> Recorded data
** START **

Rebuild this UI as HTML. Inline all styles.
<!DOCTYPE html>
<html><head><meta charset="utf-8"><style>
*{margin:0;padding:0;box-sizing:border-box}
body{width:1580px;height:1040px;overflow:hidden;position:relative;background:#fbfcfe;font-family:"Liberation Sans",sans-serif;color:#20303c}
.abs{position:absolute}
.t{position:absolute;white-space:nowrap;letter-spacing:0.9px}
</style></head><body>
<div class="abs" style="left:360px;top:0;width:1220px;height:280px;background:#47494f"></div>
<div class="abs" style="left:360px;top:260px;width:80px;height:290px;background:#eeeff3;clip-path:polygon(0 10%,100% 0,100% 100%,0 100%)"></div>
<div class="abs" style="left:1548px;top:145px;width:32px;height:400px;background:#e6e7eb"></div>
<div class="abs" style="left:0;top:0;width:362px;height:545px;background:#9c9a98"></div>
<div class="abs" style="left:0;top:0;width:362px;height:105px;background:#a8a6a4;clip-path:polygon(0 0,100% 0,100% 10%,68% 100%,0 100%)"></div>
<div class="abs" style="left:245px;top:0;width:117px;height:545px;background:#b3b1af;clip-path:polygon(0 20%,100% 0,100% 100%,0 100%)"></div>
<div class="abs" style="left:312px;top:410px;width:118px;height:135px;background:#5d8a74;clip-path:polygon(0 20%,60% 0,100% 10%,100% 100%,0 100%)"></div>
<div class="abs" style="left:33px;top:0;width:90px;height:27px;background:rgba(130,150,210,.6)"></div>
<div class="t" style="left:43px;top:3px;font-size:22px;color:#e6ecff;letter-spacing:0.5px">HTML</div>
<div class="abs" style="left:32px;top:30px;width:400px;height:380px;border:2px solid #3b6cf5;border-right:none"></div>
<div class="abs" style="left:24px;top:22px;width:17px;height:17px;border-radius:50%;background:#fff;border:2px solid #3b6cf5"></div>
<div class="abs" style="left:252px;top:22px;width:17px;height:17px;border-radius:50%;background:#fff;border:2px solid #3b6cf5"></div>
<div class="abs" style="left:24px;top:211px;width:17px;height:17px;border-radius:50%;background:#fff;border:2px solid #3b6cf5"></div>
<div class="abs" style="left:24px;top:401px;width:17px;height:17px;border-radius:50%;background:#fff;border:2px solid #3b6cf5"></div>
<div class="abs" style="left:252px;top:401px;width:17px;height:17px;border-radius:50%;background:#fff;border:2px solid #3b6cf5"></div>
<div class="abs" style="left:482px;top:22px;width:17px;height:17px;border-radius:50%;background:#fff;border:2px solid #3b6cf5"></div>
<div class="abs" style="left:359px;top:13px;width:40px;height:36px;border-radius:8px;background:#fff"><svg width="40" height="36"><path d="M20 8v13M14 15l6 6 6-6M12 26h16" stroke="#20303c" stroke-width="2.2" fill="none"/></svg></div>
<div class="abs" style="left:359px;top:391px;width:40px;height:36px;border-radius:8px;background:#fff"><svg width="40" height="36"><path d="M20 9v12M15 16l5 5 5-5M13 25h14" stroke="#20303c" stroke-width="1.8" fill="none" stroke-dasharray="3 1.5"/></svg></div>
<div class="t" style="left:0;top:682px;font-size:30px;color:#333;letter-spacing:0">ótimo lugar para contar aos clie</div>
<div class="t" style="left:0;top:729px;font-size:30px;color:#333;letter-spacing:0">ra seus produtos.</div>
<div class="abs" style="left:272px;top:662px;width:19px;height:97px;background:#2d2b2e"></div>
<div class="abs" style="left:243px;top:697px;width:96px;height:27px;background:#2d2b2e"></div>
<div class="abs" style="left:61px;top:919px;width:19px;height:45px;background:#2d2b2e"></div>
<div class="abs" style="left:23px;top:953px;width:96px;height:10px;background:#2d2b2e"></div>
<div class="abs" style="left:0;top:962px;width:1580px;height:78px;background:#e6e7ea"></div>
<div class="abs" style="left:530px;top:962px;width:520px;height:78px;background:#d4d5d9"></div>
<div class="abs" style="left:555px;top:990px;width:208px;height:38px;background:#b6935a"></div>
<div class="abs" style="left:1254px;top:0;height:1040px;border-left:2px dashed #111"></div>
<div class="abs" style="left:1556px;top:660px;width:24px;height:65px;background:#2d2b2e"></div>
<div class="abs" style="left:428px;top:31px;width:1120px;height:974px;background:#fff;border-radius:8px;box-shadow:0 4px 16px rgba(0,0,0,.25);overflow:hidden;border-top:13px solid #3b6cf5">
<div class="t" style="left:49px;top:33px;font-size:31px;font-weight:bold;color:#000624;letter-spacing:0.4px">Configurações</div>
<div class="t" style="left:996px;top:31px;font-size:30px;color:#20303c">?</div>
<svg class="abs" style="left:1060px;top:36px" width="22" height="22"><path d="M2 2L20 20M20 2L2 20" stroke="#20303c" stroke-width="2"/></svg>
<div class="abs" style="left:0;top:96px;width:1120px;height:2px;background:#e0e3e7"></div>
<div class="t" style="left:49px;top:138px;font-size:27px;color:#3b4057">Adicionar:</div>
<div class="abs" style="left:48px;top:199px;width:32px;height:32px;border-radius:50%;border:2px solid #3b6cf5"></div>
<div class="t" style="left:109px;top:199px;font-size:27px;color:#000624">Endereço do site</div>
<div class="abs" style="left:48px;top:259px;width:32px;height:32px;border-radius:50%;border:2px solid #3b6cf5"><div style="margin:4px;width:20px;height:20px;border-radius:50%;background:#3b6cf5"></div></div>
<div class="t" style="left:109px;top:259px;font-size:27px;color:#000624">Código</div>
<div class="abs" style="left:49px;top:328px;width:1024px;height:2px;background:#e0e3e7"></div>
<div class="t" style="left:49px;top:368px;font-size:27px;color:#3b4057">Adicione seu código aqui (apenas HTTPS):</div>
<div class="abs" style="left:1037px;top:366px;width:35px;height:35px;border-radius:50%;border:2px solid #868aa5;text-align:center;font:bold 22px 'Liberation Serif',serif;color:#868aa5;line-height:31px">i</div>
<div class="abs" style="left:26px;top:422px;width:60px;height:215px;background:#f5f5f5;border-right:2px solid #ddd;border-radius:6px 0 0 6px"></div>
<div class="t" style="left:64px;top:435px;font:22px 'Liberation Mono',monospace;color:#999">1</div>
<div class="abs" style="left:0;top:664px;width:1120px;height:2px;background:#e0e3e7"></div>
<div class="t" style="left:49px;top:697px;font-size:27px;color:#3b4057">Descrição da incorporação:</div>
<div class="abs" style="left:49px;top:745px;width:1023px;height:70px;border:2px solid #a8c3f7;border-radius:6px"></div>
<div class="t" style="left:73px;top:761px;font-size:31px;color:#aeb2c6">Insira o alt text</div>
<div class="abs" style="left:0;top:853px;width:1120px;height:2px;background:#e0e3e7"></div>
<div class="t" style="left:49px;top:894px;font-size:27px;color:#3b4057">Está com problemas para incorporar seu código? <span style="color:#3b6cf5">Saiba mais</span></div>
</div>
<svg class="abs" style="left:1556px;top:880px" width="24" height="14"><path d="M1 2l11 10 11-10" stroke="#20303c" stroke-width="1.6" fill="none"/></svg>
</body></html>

** END **

> What you are asked to do
Your task is to return the full listing exactly as it was given.

> Complete response
Rebuild this UI as HTML. Inline all styles.
<!DOCTYPE html>
<html><head><meta charset="utf-8"><style>
*{margin:0;padding:0;box-sizing:border-box}
body{width:1580px;height:1040px;overflow:hidden;position:relative;background:#fbfcfe;font-family:"Liberation Sans",sans-serif;color:#20303c}
.abs{position:absolute}
.t{position:absolute;white-space:nowrap;letter-spacing:0.9px}
</style></head><body>
<div class="abs" style="left:360px;top:0;width:1220px;height:280px;background:#47494f"></div>
<div class="abs" style="left:360px;top:260px;width:80px;height:290px;background:#eeeff3;clip-path:polygon(0 10%,100% 0,100% 100%,0 100%)"></div>
<div class="abs" style="left:1548px;top:145px;width:32px;height:400px;background:#e6e7eb"></div>
<div class="abs" style="left:0;top:0;width:362px;height:545px;background:#9c9a98"></div>
<div class="abs" style="left:0;top:0;width:362px;height:105px;background:#a8a6a4;clip-path:polygon(0 0,100% 0,100% 10%,68% 100%,0 100%)"></div>
<div class="abs" style="left:245px;top:0;width:117px;height:545px;background:#b3b1af;clip-path:polygon(0 20%,100% 0,100% 100%,0 100%)"></div>
<div class="abs" style="left:312px;top:410px;width:118px;height:135px;background:#5d8a74;clip-path:polygon(0 20%,60% 0,100% 10%,100% 100%,0 100%)"></div>
<div class="abs" style="left:33px;top:0;width:90px;height:27px;background:rgba(130,150,210,.6)"></div>
<div class="t" style="left:43px;top:3px;font-size:22px;color:#e6ecff;letter-spacing:0.5px">HTML</div>
<div class="abs" style="left:32px;top:30px;width:400px;height:380px;border:2px solid #3b6cf5;border-right:none"></div>
<div class="abs" style="left:24px;top:22px;width:17px;height:17px;border-radius:50%;background:#fff;border:2px solid #3b6cf5"></div>
<div class="abs" style="left:252px;top:22px;width:17px;height:17px;border-radius:50%;background:#fff;border:2px solid #3b6cf5"></div>
<div class="abs" style="left:24px;top:211px;width:17px;height:17px;border-radius:50%;background:#fff;border:2px solid #3b6cf5"></div>
<div class="abs" style="left:24px;top:401px;width:17px;height:17px;border-radius:50%;background:#fff;border:2px solid #3b6cf5"></div>
<div class="abs" style="left:252px;top:401px;width:17px;height:17px;border-radius:50%;background:#fff;border:2px solid #3b6cf5"></div>
<div class="abs" style="left:482px;top:22px;width:17px;height:17px;border-radius:50%;background:#fff;border:2px solid #3b6cf5"></div>
<div class="abs" style="left:359px;top:13px;width:40px;height:36px;border-radius:8px;background:#fff"><svg width="40" height="36"><path d="M20 8v13M14 15l6 6 6-6M12 26h16" stroke="#20303c" stroke-width="2.2" fill="none"/></svg></div>
<div class="abs" style="left:359px;top:391px;width:40px;height:36px;border-radius:8px;background:#fff"><svg width="40" height="36"><path d="M20 9v12M15 16l5 5 5-5M13 25h14" stroke="#20303c" stroke-width="1.8" fill="none" stroke-dasharray="3 1.5"/></svg></div>
<div class="t" style="left:0;top:682px;font-size:30px;color:#333;letter-spacing:0">ótimo lugar para contar aos clie</div>
<div class="t" style="left:0;top:729px;font-size:30px;color:#333;letter-spacing:0">ra seus produtos.</div>
<div class="abs" style="left:272px;top:662px;width:19px;height:97px;background:#2d2b2e"></div>
<div class="abs" style="left:243px;top:697px;width:96px;height:27px;background:#2d2b2e"></div>
<div class="abs" style="left:61px;top:919px;width:19px;height:45px;background:#2d2b2e"></div>
<div class="abs" style="left:23px;top:953px;width:96px;height:10px;background:#2d2b2e"></div>
<div class="abs" style="left:0;top:962px;width:1580px;height:78px;background:#e6e7ea"></div>
<div class="abs" style="left:530px;top:962px;width:520px;height:78px;background:#d4d5d9"></div>
<div class="abs" style="left:555px;top:990px;width:208px;height:38px;background:#b6935a"></div>
<div class="abs" style="left:1254px;top:0;height:1040px;border-left:2px dashed #111"></div>
<div class="abs" style="left:1556px;top:660px;width:24px;height:65px;background:#2d2b2e"></div>
<div class="abs" style="left:428px;top:31px;width:1120px;height:974px;background:#fff;border-radius:8px;box-shadow:0 4px 16px rgba(0,0,0,.25);overflow:hidden;border-top:13px solid #3b6cf5">
<div class="t" style="left:49px;top:33px;font-size:31px;font-weight:bold;color:#000624;letter-spacing:0.4px">Configurações</div>
<div class="t" style="left:996px;top:31px;font-size:30px;color:#20303c">?</div>
<svg class="abs" style="left:1060px;top:36px" width="22" height="22"><path d="M2 2L20 20M20 2L2 20" stroke="#20303c" stroke-width="2"/></svg>
<div class="abs" style="left:0;top:96px;width:1120px;height:2px;background:#e0e3e7"></div>
<div class="t" style="left:49px;top:138px;font-size:27px;color:#3b4057">Adicionar:</div>
<div class="abs" style="left:48px;top:199px;width:32px;height:32px;border-radius:50%;border:2px solid #3b6cf5"></div>
<div class="t" style="left:109px;top:199px;font-size:27px;color:#000624">Endereço do site</div>
<div class="abs" style="left:48px;top:259px;width:32px;height:32px;border-radius:50%;border:2px solid #3b6cf5"><div style="margin:4px;width:20px;height:20px;border-radius:50%;background:#3b6cf5"></div></div>
<div class="t" style="left:109px;top:259px;font-size:27px;color:#000624">Código</div>
<div class="abs" style="left:49px;top:328px;width:1024px;height:2px;background:#e0e3e7"></div>
<div class="t" style="left:49px;top:368px;font-size:27px;color:#3b4057">Adicione seu código aqui (apenas HTTPS):</div>
<div class="abs" style="left:1037px;top:366px;width:35px;height:35px;border-radius:50%;border:2px solid #868aa5;text-align:center;font:bold 22px 'Liberation Serif',serif;color:#868aa5;line-height:31px">i</div>
<div class="abs" style="left:26px;top:422px;width:60px;height:215px;background:#f5f5f5;border-right:2px solid #ddd;border-radius:6px 0 0 6px"></div>
<div class="t" style="left:64px;top:435px;font:22px 'Liberation Mono',monospace;color:#999">1</div>
<div class="abs" style="left:0;top:664px;width:1120px;height:2px;background:#e0e3e7"></div>
<div class="t" style="left:49px;top:697px;font-size:27px;color:#3b4057">Descrição da incorporação:</div>
<div class="abs" style="left:49px;top:745px;width:1023px;height:70px;border:2px solid #a8c3f7;border-radius:6px"></div>
<div class="t" style="left:73px;top:761px;font-size:31px;color:#aeb2c6">Insira o alt text</div>
<div class="abs" style="left:0;top:853px;width:1120px;height:2px;background:#e0e3e7"></div>
<div class="t" style="left:49px;top:894px;font-size:27px;color:#3b4057">Está com problemas para incorporar seu código? <span style="color:#3b6cf5">Saiba mais</span></div>
</div>
<svg class="abs" style="left:1556px;top:880px" width="24" height="14"><path d="M1 2l11 10 11-10" stroke="#20303c" stroke-width="1.6" fill="none"/></svg>
</body></html>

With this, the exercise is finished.